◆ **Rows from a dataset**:
# # # # #

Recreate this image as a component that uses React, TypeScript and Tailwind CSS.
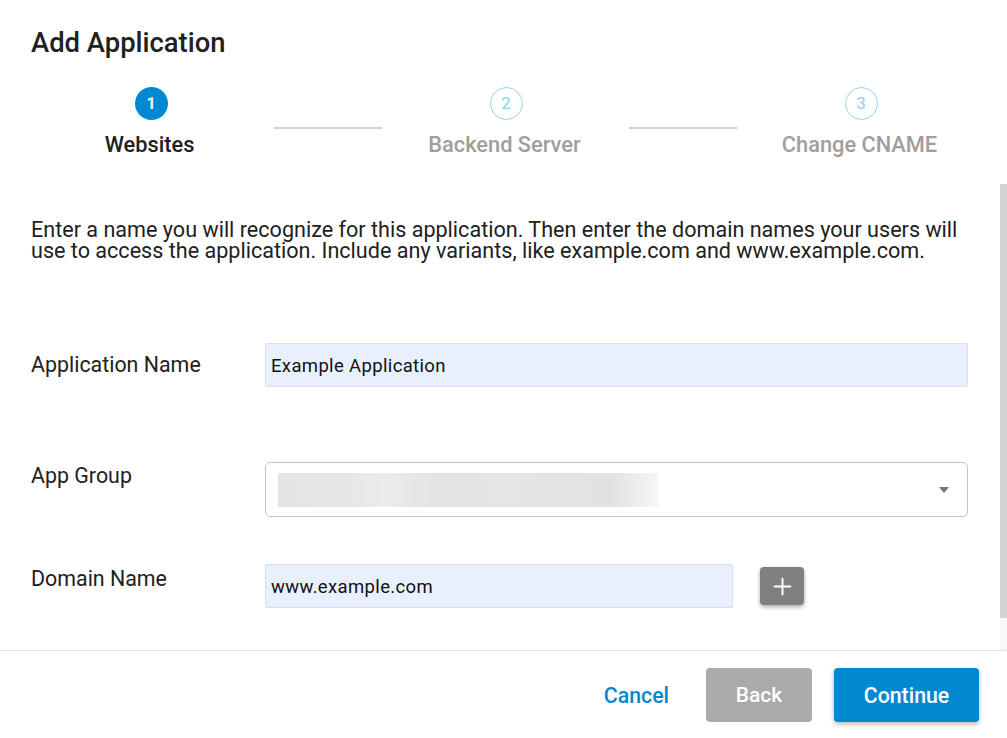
import { Plus } from 'lucide-react';

const steps = [
  { n: 1, label: 'Websites', active: true },
  { n: 2, label: 'Backend Server', active: false },
  { n: 3, label: 'Change CNAME', active: false },
];

function Step({ n, label, active }: { n: number; label: string; active: boolean }) {
  return (
    <div className="flex w-[248px] shrink-0 flex-col items-center">
      <div
        className={
          active
            ? 'flex h-[33px] w-[33px] items-center justify-center rounded-full bg-[#0088d1] text-[16px] font-bold text-white'
            : 'flex h-[33px] w-[33px] items-center justify-center rounded-full border border-[#92d0f0] text-[17px] text-[#92d0f0]'
        }
      >
        {n}
      </div>
      <div className={active ? 'mt-[10px] mr-[3px] text-[21.8px] leading-[30px] font-medium text-[#212121]' : 'mt-[10px] mr-[3px] text-[21.8px] leading-[30px] font-medium text-[#9e9e9e]'}>
        {label}
      </div>
    </div>
  );
}

export default function App() {
  return (
    <div className="relative flex h-[738px] w-[1007px] flex-col overflow-hidden bg-white font-['Roboto',sans-serif] text-[#212121]">
      <div className="absolute top-[184px] right-0 h-[466px] w-[7px] bg-[#f9f9f9]">
        <div className="h-[434px] w-full bg-[#d4d4d4]" />
      </div>

      <div className="flex-1 pl-[31px] pr-[39px]">
        <h1 className="pt-[25px] text-[27.4px] leading-[36px] font-medium">Add Application</h1>

        <div className="mt-[26px] -mr-[20px] flex items-start">
          <div className="-ml-[4px]">
            <Step {...steps[0]} />
          </div>
          <div className="mt-[40px] -ml-[1px] h-[2px] w-[108px] shrink-0 bg-[#d0d0d0]" />
          <Step {...steps[1]} />
          <div className="mt-[40px] -ml-[1px] h-[2px] w-[108px] shrink-0 bg-[#d0d0d0]" />
          <Step {...steps[2]} />
        </div>

        <p className="mt-[59px] w-[940px] text-[21.58px] leading-[21px]">
          Enter a name you will recognize for this application. Then enter the domain names your users will use to access the application. Include any variants, like example.com and www.example.com.
        </p>

        <div className="mt-[82px] flex items-start">
          <div className="w-[234px] shrink-0 text-[21.4px] leading-[44px]">Application Name</div>
          <div className="flex h-[44px] w-[703px] items-center rounded-[2px] border border-[#dcdfe6] bg-[#e8f0fe] px-[5px] pt-[4px] text-[18.5px] tracking-[0.35px] text-[#111]">
            Example Application
          </div>
        </div>

        <div className="mt-[75px] flex items-start">
          <div className="w-[234px] shrink-0 text-[21.4px] leading-[28px]">App Group</div>
          <div className="flex h-[55px] w-[703px] items-center justify-between rounded-[5px] border border-[#c4c4c4] pl-[12px] pr-[18px]">
            <div className="h-[34px] w-[380px] bg-[linear-gradient(90deg,#e4e4e4_0%,#e6e6e6_18%,#ececec_28%,#e3e3e3_42%,#e5e5e5_60%,#e2e2e2_88%,#f6f6f6_100%)]" />
            <div className="h-0 w-0 border-x-[5px] border-t-[6px] border-x-transparent border-t-[#757575]" />
          </div>
        </div>

        <div className="mt-[47px] flex items-start">
          <div className="w-[234px] shrink-0 text-[21.4px] leading-[30px]">Domain Name</div>
          <div className="flex h-[44px] w-[468px] items-center rounded-[2px] border border-[#dcdfe6] bg-[#e8f0fe] px-[5px] pt-[3px] text-[18.5px] tracking-[0.35px] text-[#111]">
            www.example.com
          </div>
          <button className="mt-[3px] ml-[27px] flex h-[38px] w-[44px] items-center justify-center rounded-[4px] bg-[#808080] text-white shadow-[0_2px_4px_rgba(0,0,0,0.35)]">
            <Plus size={27} strokeWidth={1.75} />
          </button>
        </div>
      </div>

      <div className="flex h-[88px] items-start justify-end border-t border-[#e0e0e0] pt-[17px] pr-[28px]">
        <button className="mt-[14px] mr-[37px] text-[21.3px] leading-[28px] font-medium text-[#0088d1]">Cancel</button>
        <button className="mr-[22px] h-[54px] w-[106px] rounded-[4px] bg-[#aaaaaa] pt-[2px] text-[21px] font-medium text-white">Back</button>
        <button className="h-[54px] w-[145px] rounded-[4px] bg-[#0088d1] pt-[2px] text-[21.3px] font-medium text-white shadow-[0_2px_5px_rgba(0,0,0,0.3)]">Continue</button>
      </div>
    </div>
  );
}
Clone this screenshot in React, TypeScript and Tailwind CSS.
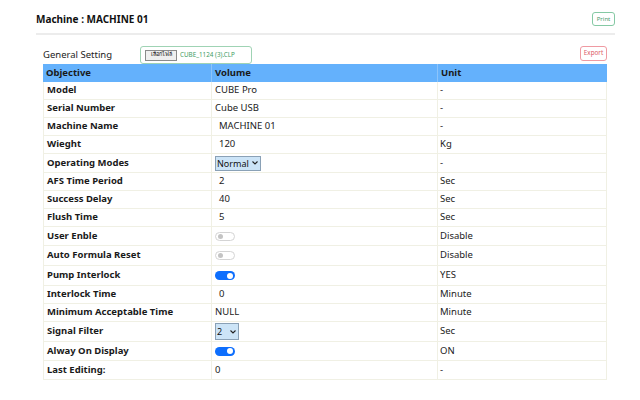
import React from "react";

type Row = {
  label: string;
  kind: "text" | "input" | "select" | "toggle";
  value?: string;
  on?: boolean;
  unit: string;
  h: string;
};

const rows: Row[] = [
  { label: "Model", kind: "text", value: "CUBE Pro", unit: "-", h: "h-[18px]" },
  { label: "Serial Number", kind: "text", value: "Cube USB", unit: "-", h: "h-[18px]" },
  { label: "Machine Name", kind: "input", value: "MACHINE 01", unit: "-", h: "h-[18px]" },
  { label: "Wieght", kind: "input", value: "120", unit: "Kg", h: "h-[18px]" },
  { label: "Operating Modes", kind: "select", value: "Normal", unit: "-", h: "h-[19px]" },
  { label: "AFS Time Period", kind: "input", value: "2", unit: "Sec", h: "h-[18px]" },
  { label: "Success Delay", kind: "input", value: "40", unit: "Sec", h: "h-[18px]" },
  { label: "Flush Time", kind: "input", value: "5", unit: "Sec", h: "h-[18px]" },
  { label: "User Enble", kind: "toggle", on: false, unit: "Disable", h: "h-[19px]" },
  { label: "Auto Formula Reset", kind: "toggle", on: false, unit: "Disable", h: "h-[20px]" },
  { label: "Pump Interlock", kind: "toggle", on: true, unit: "YES", h: "h-[20px]" },
  { label: "Interlock Time", kind: "input", value: "0", unit: "Minute", h: "h-[18px]" },
  { label: "Minimum Acceptable Time", kind: "text", value: "NULL", unit: "Minute", h: "h-[18px]" },
  { label: "Signal Filter", kind: "select", value: "2", unit: "Sec", h: "h-[20px]" },
  { label: "Alway On Display", kind: "toggle", on: true, unit: "ON", h: "h-[19px]" },
  { label: "Last Editing:", kind: "text", value: "0", unit: "-", h: "h-[19px]" },
];

function Toggle({ on }: { on?: boolean }) {
  return on ? (
    <span className="flex items-center justify-end w-[20px] h-[9px] rounded-full bg-[#0d6efd] px-[2px]">
      <span className="w-[6px] h-[6px] rounded-full bg-white" />
    </span>
  ) : (
    <span className="flex items-center w-[20px] h-[9px] rounded-full border border-[#d4d4d4] bg-white px-[2px]">
      <span className="w-[5px] h-[5px] rounded-full bg-[#c4c4c4]" />
    </span>
  );
}

function ValueCell({ row }: { row: Row }) {
  if (row.kind === "toggle") return <Toggle on={row.on} />;
  if (row.kind === "select") {
    const wide = row.value === "Normal";
    return (
      <span
        className={
          "flex items-center justify-between border border-[#8aa1b6] bg-[#cce4f7] pl-[1px] pr-[2px] text-[9px] leading-none text-[#111] " +
          (wide ? "w-[46px] h-[15px]" : "w-[24px] h-[17px]")
        }
      >
        <span>{row.value}</span>
        <svg width="6" height="4" viewBox="0 0 6 4" className="shrink-0">
          <path d="M0.5 0.5 L3 3 L5.5 0.5" fill="none" stroke="#222" strokeWidth="1.1" />
        </svg>
      </span>
    );
  }
  if (row.kind === "input") return <span className="pl-[4px]">{row.value}</span>;
  return <span>{row.value}</span>;
}

export default function App() {
  return (
    <div
      className="w-[640px] h-[400px] bg-white text-[#212529] overflow-hidden"
      style={{ fontFamily: "'Noto Sans', 'Open Sans', sans-serif" }}
    >
      <div className="pl-[36px] pr-[25px] pt-[12px]">
        {/* Header */}
        <div className="flex items-center justify-between h-[14px]">
          <h1 className="text-[10px] font-bold leading-none text-[#111]">Machine : MACHINE 01</h1>
          <button className="h-[14px] w-[23px] rounded-[3px] border border-[#85c9a4] text-[6px] text-[#4a9a6c] leading-none">
            Print
          </button>
        </div>
        <div className="mt-[7px] h-[2px] bg-[#ececec]" />

        {/* General Setting */}
        <div className="ml-[7px] mr-[8px]">
          <div className="flex items-start justify-between mt-[11px] h-[18px]">
            <div className="flex items-start">
              <span className="text-[9.5px] leading-none mt-[4px] text-[#222] w-[97px]">General Setting</span>
              <div className="flex items-center gap-[3px] w-[112px] h-[18px] rounded-[3px] border border-[#9fd3b4] px-[4px]">
                <span className="flex items-center justify-center w-[32px] h-[11px] border border-[#8a8a8a] bg-[#efefef] text-[5.5px] leading-none text-[#111]">
                  เลือกไฟล์
                </span>
                <span className="text-[6.3px] text-[#3d9c63] leading-none">CUBE_1124 (3).CLP</span>
              </div>
            </div>
            <button className="h-[15px] w-[27px] rounded-[3px] border border-[#ef9aa2] text-[6.3px] text-[#dc5a66] leading-none">
              Export
            </button>
          </div>

          <div className="w-[564px] text-[9.5px]">
            <div className="flex h-[18px] bg-[#64b1fc] font-bold text-[#1a1a1a]">
              <div className="w-[169px] flex items-center pl-[3px] border-r border-[#8cc4fb]">Objective</div>
              <div className="w-[226px] flex items-center pl-[3px] border-r border-[#8cc4fb]">Volume</div>
              <div className="flex-1 flex items-center pl-[3px]">Unit</div>
            </div>
            {rows.map((r) => (
              <div key={r.label} className={"flex border-b border-l border-r border-[#f0f0e4] " + r.h}>
                <div className="w-[168px] flex items-center pl-[3px] font-bold text-[#1a1a1a] border-r border-[#f0f0e4]">
                  {r.label}
                </div>
                <div className="w-[226px] flex items-center pl-[3px] text-[#222] border-r border-[#f0f0e4]">
                  <ValueCell row={r} />
                </div>
                <div className="flex-1 flex items-center pl-[2px] text-[#222]">{r.unit}</div>
              </div>
            ))}
          </div>
        </div>
      </div>
    </div>
  );
}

# # # # #

◆ **Task instructions**: Give the count of lines in the listing that hold the word "Tailwind", with no other text.

◆ **The output**: 2